Sami Ajouris Portraits lassen keinen Zweifel daran, dass es sich um nennenswerte Persönlichkeiten handelt. Mit eindringlichem Blick in Richtung der Betrachtenden und in lässig-überheblicher Haltung tragen sie die Uniform ihrer Zeit. Die Männer tragen Symbole der Macht, die sie mit großer Wahrscheinlichkeit überleben werden. Bedingt durch die Motivwahl, setzt er ein Nachdenken über das soziale und politisches Bedürfnis von Kultur und Reliquien in unsere Gesellschaft in Gang. An die Bilder von Zerstörung, Zerfall und Verzweiflung haben wir uns mittlerweile gewöhnt. Es sind Szenen von Bombardements und Gewalt, die von den Medien in regelmäßigen Abständen wiedergegeben werden. Doch es gibt kaum eine angemessene Dokumentation derer, die sich im Untergrund gegen den Terror einsetzen, die sich im moralischen Schwellenbereich befinden und morgen vielleicht nicht mehr da sind.

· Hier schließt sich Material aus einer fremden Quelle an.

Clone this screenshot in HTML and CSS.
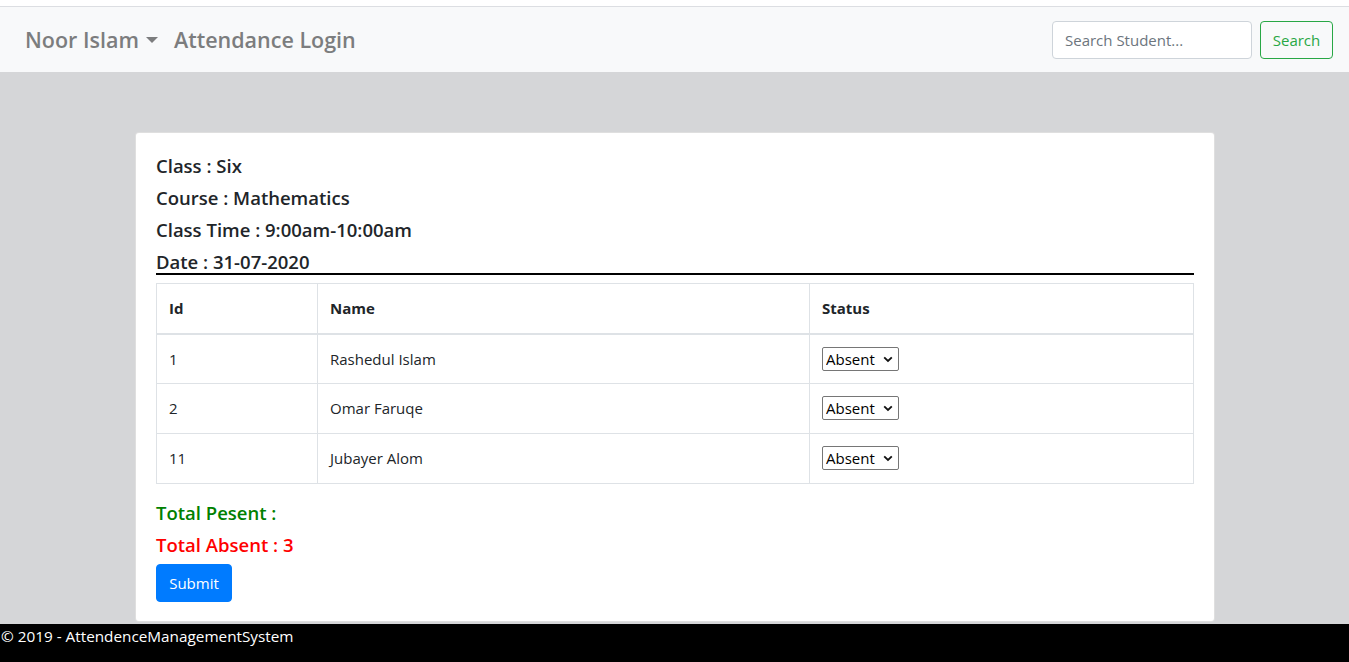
FILE: index.html
```html
<!DOCTYPE html>
<html lang="en">
<head>
<meta charset="utf-8">
<title>Attendance</title>
<link rel="stylesheet" href="styles.css">
</head>
<body>
<div class="topstrip"></div>
<nav class="navbar">
  <div class="nav-left">
    <a class="brand" href="#">Noor Islam<span class="caret"></span></a>
    <a class="nav-link" href="#">Attendance Login</a>
  </div>
  <form class="search">
    <input class="search-input" type="text" placeholder="Search Student...">
    <button class="btn-search" type="button">Search</button>
  </form>
</nav>
<main class="main">
  <section class="card">
    <h5 class="info">Class : Six</h5>
    <h5 class="info">Course : Mathematics</h5>
    <h5 class="info">Class Time : 9:00am-10:00am</h5>
    <h5 class="info date">Date : 31-07-2020</h5>
    <table class="table">
      <thead>
        <tr><th class="c-id">Id</th><th class="c-name">Name</th><th class="c-status">Status</th></tr>
      </thead>
      <tbody>
        <tr><td>1</td><td>Rashedul Islam</td><td><span class="sel"><select><option>Absent</option><option>Present</option></select><svg class="chev" width="10" height="7" viewBox="0 0 10 7"><path d="M1.2 1.3 L5 5 L8.8 1.3" fill="none" stroke="#111" stroke-width="1.8"/></svg></span></td></tr>
        <tr><td>2</td><td>Omar Faruqe</td><td><span class="sel"><select><option>Absent</option><option>Present</option></select><svg class="chev" width="10" height="7" viewBox="0 0 10 7"><path d="M1.2 1.3 L5 5 L8.8 1.3" fill="none" stroke="#111" stroke-width="1.8"/></svg></span></td></tr>
        <tr><td>11</td><td>Jubayer Alom</td><td><span class="sel"><select><option>Absent</option><option>Present</option></select><svg class="chev" width="10" height="7" viewBox="0 0 10 7"><path d="M1.2 1.3 L5 5 L8.8 1.3" fill="none" stroke="#111" stroke-width="1.8"/></svg></span></td></tr>
      </tbody>
    </table>
    <h5 class="info present">Total Pesent :</h5>
    <h5 class="info absent">Total Absent : 3</h5>
    <button class="btn-submit" type="button">Submit</button>
  </section>
</main>
<footer class="footer">© 2019 - AttendenceManagementSystem</footer>
</body>
</html>
```
FILE: styles.css
```css
* { box-sizing: border-box; }
html, body { margin: 0; padding: 0; }
body {
  font-family: "Open Sans", "Noto Sans", sans-serif;
  font-size: 15px;
  line-height: 24px;
  color: #212529;
  background: #d5d6d8;
  height: 662px;
  display: flex;
  flex-direction: column;
}
.topstrip {
  height: 7px;
  background: #fff;
  border-bottom: 1px solid #dcdee2;
}
.navbar {
  height: 65px;
  background: #f8f9fa;
  display: flex;
  align-items: center;
  justify-content: space-between;
  padding: 0 16px 0 25px;
}
.nav-left { display: flex; align-items: center; }
.brand, .nav-link {
  color: #7c7d7e;
  text-decoration: none;
  font-size: 21.5px;
  font-weight: 600;
  line-height: 30px;
}
.brand { display: inline-flex; align-items: center; margin-right: 16px; }
.caret {
  display: inline-block;
  margin-left: 7px;
  width: 0; height: 0;
  border-top: 6px solid #7c7d7e;
  border-left: 6px solid transparent;
  border-right: 6px solid transparent;
}
.search { display: flex; align-items: center; }
.search-input {
  width: 200px;
  height: 38px;
  border: 1px solid #ced4da;
  border-radius: 4px;
  padding: 6px 12px;
  font-family: inherit;
  font-size: 15px;
  color: #495057;
  background: #fff;
  margin-right: 8px;
}
.search-input::placeholder { color: #6c757d; }
.btn-search {
  height: 38px;
  width: 73px;
  border: 1px solid #28a745;
  border-radius: 4px;
  background: transparent;
  color: #28a745;
  font-family: inherit;
  font-size: 15px;
  padding: 0;
}
.main {
  flex: 1;
  padding: 60px 0 0;
}
.card {
  width: 1080px;
  margin: 0 0 0 135px;
  background: #fff;
  border: 1px solid rgba(0,0,0,.125);
  border-radius: 4px;
  padding: 21px 20px 19px;
}
.info {
  margin: 0 0 8px;
  font-size: 18.5px;
  font-weight: 600;
  line-height: 24px;
}
.date {
  border-bottom: 2px solid #000;
  margin-bottom: 8px;
  line-height: 23px;
}
.table {
  width: 100%;
  border-collapse: collapse;
  margin-bottom: 17px;
}
.table th, .table td {
  border: 1px solid #dee2e6;
  padding: 12px 12px;
  text-align: left;
  vertical-align: top;
  line-height: 24px;
  height: 50px;
}
.table th { font-weight: 700; border-bottom-width: 2px; }
.c-id { width: 161px; }
.c-name { width: 492px; }
.sel { position: relative; display: inline-block; vertical-align: top; }
.sel select {
  appearance: none;
  -webkit-appearance: none;
  width: 77px;
  height: 24px;
  border: 1px solid #767676;
  border-radius: 2px;
  background: #fff;
  font-family: inherit;
  font-size: 15px;
  color: #000;
  padding: 0 0 0 3px;
  line-height: 22px;
}
.chev { position: absolute; right: 6px; top: 9px; pointer-events: none; }
.present { color: #008000; }
.absent { color: #ff0000; margin-bottom: 7px; }
.btn-submit {
  display: block;
  height: 38px;
  width: 76px;
  border: 1px solid #007bff;
  border-radius: 4px;
  background: #007bff;
  color: #fff;
  font-family: inherit;
  font-size: 15px;
  padding: 0;
}
.footer {
  height: 38px;
  background: #000;
  color: #fff;
  font-size: 15.3px;
  line-height: 24px;
  padding-left: 1px;
}
```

Gleichzeitig hinterfragen die Gemälde auch den sozialen Nutzen des Künstlers und die Art und Weise, wie ein Kunstwerk funktioniert sowie den Konventionalismus der Kunst als solcher. Anhand der Malerei versucht SA die Rolle fotografischer und malerischer Bilder bei der Gestaltung und Bewertung der Wirklichkeit zu untersuchen. Es ist ein Versuch das Portrait aus seinem klassischen Kontext zu befreien, um sie egalitärer und zugänglicher zu machen. Sami Ajouri prüft so die konventionellen Werte, die wir dem Kunstgegenstand zuschreiben und stellt Fragen zur Malerei. Der Körper dient als Schauplatz, jedoch nicht um ein pathetisch-heroisiertes Bild eines Märtyrers darzustellen, sondern um eine Form der Erinnerung, die sich auf Perspektiven der Vergangenheit, Gegenwart und Zukunft stützt, dauerhaft aufrechtzuerhalten. An vorderster Front werden diese Männer als Helden wider willen gefeiert um im nächsten Moment bereits wieder vergessen zu sein. Die Bilder strahlen eine unbequeme Anziehungskraft aus. Männer, die auf Katastrophen blicken und uns dennoch unaufhaltsam in die Zukunft treiben. Durch diese ikonographische Illustration der Katastrophe leistet Sami Ajouri eine originelle Arbeit gegen das Vergessen.